:: Set problem ::
Present every line in which the string "styles" appears.

*** Data excerpt ***

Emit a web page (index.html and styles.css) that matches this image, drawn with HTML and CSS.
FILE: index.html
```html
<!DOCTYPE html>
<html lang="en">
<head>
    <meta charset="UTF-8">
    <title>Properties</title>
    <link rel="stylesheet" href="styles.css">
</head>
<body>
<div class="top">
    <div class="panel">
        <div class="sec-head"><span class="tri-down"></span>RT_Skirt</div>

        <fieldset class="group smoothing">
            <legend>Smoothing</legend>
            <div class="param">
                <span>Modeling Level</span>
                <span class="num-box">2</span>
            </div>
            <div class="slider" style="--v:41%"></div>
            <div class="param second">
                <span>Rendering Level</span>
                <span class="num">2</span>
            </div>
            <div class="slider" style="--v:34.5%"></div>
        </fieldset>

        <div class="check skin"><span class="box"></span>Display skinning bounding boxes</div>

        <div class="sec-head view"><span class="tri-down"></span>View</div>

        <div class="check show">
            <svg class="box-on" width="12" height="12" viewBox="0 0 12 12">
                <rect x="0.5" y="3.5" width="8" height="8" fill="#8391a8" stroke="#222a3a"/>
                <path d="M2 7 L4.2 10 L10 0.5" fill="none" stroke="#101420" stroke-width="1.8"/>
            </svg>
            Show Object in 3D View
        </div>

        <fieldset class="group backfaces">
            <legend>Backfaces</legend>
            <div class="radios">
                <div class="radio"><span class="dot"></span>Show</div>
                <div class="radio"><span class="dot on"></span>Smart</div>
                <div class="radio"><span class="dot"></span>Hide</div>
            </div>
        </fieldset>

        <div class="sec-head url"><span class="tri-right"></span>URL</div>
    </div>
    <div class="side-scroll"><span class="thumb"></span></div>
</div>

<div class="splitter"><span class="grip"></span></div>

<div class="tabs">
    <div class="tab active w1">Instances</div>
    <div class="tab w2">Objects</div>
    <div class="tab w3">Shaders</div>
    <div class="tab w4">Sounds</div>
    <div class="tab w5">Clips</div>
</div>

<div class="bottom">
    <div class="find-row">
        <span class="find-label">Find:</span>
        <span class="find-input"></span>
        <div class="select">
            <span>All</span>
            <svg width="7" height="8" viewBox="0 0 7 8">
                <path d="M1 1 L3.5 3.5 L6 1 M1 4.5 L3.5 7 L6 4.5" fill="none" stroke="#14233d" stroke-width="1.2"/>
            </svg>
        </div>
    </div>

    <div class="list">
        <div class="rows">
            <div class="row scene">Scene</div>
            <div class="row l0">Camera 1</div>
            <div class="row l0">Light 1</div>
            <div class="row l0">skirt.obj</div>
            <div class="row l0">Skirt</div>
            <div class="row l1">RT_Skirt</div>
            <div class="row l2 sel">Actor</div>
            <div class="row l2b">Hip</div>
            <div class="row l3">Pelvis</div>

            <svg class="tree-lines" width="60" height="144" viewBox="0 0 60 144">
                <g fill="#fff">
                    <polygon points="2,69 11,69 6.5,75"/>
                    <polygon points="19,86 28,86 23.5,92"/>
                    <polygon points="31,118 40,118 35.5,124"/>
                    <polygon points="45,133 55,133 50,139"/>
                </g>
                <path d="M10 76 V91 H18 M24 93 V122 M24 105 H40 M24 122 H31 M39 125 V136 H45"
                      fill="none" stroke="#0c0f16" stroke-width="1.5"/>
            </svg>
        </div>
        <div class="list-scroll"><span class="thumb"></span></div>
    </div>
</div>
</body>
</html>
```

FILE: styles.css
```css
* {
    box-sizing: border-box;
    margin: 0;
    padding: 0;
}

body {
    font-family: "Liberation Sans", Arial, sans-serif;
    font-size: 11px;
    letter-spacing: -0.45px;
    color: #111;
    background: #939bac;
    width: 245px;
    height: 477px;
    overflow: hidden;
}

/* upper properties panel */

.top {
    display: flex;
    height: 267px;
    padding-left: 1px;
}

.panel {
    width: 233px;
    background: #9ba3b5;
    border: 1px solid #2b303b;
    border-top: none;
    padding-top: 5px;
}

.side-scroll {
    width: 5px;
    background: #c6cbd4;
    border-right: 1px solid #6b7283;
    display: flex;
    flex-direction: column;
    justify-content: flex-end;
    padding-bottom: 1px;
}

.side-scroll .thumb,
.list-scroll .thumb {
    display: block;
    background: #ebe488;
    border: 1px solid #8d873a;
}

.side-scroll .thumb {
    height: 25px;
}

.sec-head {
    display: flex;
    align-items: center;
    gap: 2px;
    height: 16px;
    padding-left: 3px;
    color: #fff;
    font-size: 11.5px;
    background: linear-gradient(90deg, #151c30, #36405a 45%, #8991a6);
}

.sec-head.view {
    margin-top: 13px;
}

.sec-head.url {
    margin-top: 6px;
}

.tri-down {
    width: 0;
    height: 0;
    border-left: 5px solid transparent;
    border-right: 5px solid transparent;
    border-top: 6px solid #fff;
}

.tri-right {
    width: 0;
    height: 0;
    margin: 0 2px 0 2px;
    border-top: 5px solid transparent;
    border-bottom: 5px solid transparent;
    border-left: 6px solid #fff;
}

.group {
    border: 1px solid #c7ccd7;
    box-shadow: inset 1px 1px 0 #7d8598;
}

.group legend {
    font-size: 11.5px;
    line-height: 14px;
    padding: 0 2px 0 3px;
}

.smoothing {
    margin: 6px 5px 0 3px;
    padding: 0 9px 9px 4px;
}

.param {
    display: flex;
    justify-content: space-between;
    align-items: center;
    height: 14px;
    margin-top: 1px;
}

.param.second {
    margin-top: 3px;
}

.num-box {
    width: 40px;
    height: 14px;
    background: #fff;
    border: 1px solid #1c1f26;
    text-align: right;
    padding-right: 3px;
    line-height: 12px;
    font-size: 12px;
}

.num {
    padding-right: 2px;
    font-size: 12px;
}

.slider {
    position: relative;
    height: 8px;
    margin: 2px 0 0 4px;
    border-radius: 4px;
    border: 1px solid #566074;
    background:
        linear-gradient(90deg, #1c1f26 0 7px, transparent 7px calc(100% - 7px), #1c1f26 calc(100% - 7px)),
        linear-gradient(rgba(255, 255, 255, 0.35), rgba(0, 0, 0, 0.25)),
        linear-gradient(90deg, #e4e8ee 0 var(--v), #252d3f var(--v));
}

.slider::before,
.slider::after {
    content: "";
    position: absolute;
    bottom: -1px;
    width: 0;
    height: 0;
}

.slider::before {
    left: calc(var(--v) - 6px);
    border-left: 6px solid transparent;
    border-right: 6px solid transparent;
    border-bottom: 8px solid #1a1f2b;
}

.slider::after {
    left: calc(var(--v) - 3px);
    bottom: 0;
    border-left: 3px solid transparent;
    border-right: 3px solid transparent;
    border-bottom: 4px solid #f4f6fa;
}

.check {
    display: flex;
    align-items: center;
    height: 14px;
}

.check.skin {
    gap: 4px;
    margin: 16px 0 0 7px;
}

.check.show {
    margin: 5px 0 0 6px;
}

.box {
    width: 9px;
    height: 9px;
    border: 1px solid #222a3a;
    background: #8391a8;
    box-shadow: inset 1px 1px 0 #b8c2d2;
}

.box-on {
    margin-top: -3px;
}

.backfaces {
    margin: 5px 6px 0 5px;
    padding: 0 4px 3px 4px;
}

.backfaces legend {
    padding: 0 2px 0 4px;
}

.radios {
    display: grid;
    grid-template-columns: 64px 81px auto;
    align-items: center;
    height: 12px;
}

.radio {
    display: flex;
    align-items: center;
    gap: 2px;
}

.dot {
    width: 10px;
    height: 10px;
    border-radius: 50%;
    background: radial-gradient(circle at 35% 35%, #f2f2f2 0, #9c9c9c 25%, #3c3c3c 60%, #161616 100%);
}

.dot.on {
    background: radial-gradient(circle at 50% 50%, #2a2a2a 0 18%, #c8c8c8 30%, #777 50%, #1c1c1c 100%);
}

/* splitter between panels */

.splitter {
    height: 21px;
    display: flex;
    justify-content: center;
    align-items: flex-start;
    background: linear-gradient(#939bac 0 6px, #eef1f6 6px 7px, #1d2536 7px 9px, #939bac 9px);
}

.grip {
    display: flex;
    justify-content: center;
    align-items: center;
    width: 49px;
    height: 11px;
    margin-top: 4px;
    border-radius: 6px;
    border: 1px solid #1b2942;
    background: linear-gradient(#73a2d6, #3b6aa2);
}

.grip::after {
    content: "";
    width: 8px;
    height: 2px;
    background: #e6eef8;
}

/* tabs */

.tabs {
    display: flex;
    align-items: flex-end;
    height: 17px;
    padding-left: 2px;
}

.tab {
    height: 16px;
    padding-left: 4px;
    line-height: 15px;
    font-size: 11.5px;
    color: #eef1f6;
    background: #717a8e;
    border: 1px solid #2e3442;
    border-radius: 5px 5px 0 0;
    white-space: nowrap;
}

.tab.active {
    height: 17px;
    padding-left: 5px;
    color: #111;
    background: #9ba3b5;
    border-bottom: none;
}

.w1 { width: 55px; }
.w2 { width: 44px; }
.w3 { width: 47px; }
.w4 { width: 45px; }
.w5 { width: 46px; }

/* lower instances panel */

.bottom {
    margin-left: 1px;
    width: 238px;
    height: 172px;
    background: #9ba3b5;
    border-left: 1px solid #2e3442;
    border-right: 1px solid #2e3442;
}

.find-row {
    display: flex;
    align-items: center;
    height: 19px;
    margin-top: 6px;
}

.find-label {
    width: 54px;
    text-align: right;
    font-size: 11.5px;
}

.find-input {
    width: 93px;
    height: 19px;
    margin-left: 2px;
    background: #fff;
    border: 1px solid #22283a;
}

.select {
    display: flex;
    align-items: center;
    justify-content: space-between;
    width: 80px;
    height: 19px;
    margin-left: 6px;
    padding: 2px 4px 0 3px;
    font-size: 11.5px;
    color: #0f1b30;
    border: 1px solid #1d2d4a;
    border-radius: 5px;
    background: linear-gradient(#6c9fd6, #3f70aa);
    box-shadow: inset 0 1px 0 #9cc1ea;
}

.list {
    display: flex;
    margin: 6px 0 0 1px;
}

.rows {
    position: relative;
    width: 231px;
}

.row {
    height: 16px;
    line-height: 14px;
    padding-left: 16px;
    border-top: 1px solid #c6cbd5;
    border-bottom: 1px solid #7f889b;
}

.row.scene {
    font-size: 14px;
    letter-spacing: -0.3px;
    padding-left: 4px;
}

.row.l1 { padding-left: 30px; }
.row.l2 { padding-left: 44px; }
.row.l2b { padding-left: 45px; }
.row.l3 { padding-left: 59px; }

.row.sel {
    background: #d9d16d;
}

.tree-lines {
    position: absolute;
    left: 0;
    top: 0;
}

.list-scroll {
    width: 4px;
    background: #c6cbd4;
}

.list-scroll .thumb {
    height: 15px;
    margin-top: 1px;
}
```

***

:: Problem solution ::
Emit a web page (index.html and styles.css) that matches this image, drawn with HTML and CSS.
    <link rel="stylesheet" href="styles.css">
FILE: styles.css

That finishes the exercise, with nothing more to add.